After reading the article these are some of my rambling thoughts.
This is one more reason that a supportive community becomes important. We cannot always think rationally when all we see is that our lives have become pain and we are focused on having lost everything we ever had. We need people who will help us go back to the basics. One of the basics for me is understanding that anytime you do anything invasive to the spinal column you are playing with fire. If you damage it, trying to repair it again usually helps for a while, but it is like any damage to the body--sooner or later there are going to be repercussion. And it SUCKS! OMG does it suck. I wish there was a miracle cure, a magic wand I could wave so we could all live pain free again. And there isn't and I can't.
In this last 1-1/2 years I have realized a lesson I learned many years ago--that you can only live where you are. I don't know if that makes sense. As usual, it is a very "zen" kind of thought. A Teri "other-wise" thought. I cannot live in the past and I cannot live in the future. I can only live in the moment I find myself in. Because of this, where I choose to focus my attention take on primary importance.
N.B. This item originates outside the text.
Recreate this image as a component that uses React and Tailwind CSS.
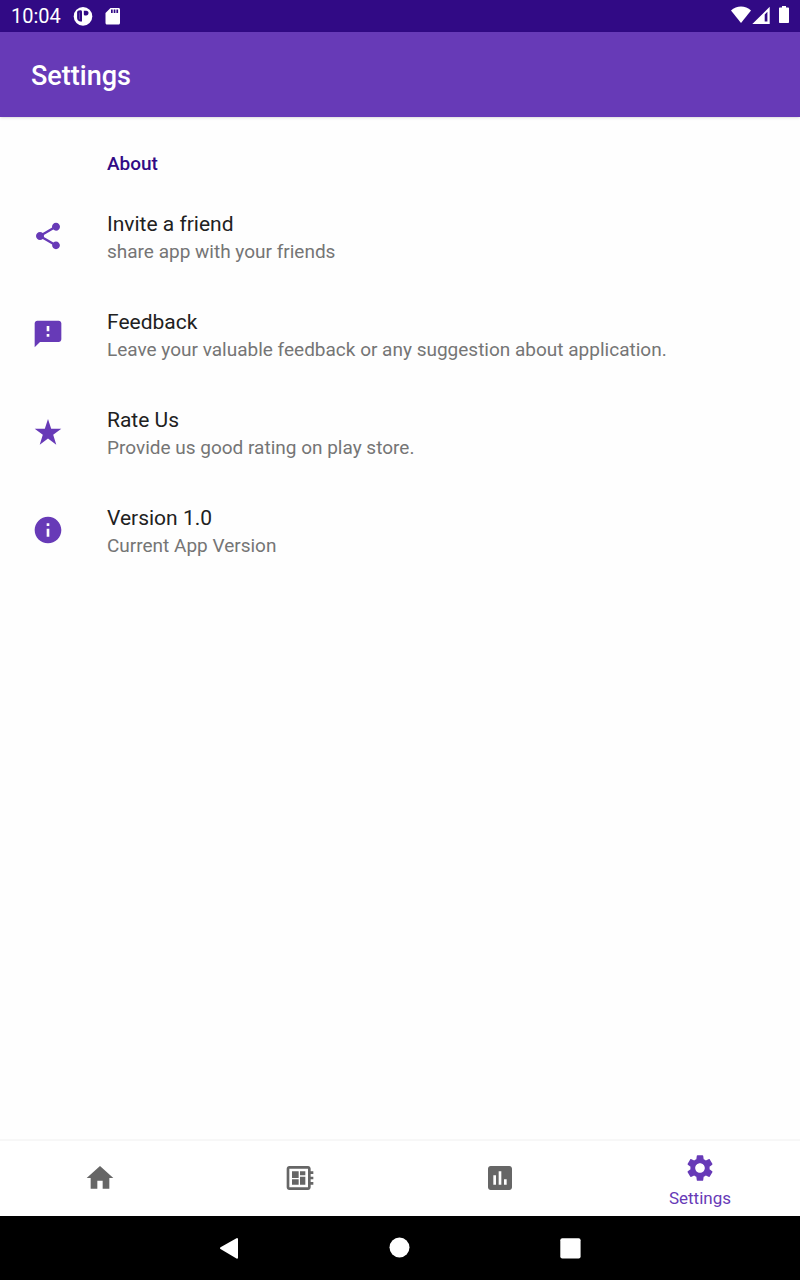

I can focus my attention on the fact that I am in pain all the time. I can look back at the recent past and remember I am in pain. I can project into the future and predict that tomorrow I will be in pain. I can mull over the fact that I can no longer do the things I used to do--from work to play, my life has changed dramatically and seemingly this change occurred overnight. One moment I was on track and the next moment I wasn't on track anymore.
or maybe--just maybe--this is my track. This is my path. I am here on this path because there is something I can learn, something I can contribute, some place I am going that I cannot see yet. I've always said--I can only be where I am when I'm there. I cannot be any place else. Here is where I am--here in this moment.
When I grow up, I want to be what I am when I'm being it. And this is what I am being in this moment. I cannot "be" anything else or anywhere else. I just can't. Even when I focus on the past or try to predict the future, I am still where I am in this moment.
My solution is to live in this moment regardless of whether I experience joy or sorrow. I know that the next moment can bring a totally different experience. I know that because I have been walking in this world for many years now and have experienced the fact that nothing stays the same--that the only constant in the universe is change. I don't have to rely on someone telling me this because I've walked through so many different experiences. Some of them seem to go on interminably and it feels like they will always be with me and yet--I have always walked out on the other side and into a new experience. Always.
Do I hurt today? Yes. Will I hurt tomorrow? I don't know, I haven't been there yet.
My dad, who was a man who loved nature and loved to hike through it, always told me two things: Follow your nose and you'll never get lost, and when I was so tired I didn't think I could make it to camp or a resting spot, Just put one foot in front of the other honey, and you'll get there.
So when I am feeling like I cannot go on and I will always be caught in this seemingly endless experience of pain I hear his voice: Just put one foot in front of the other honey, and you'll get there.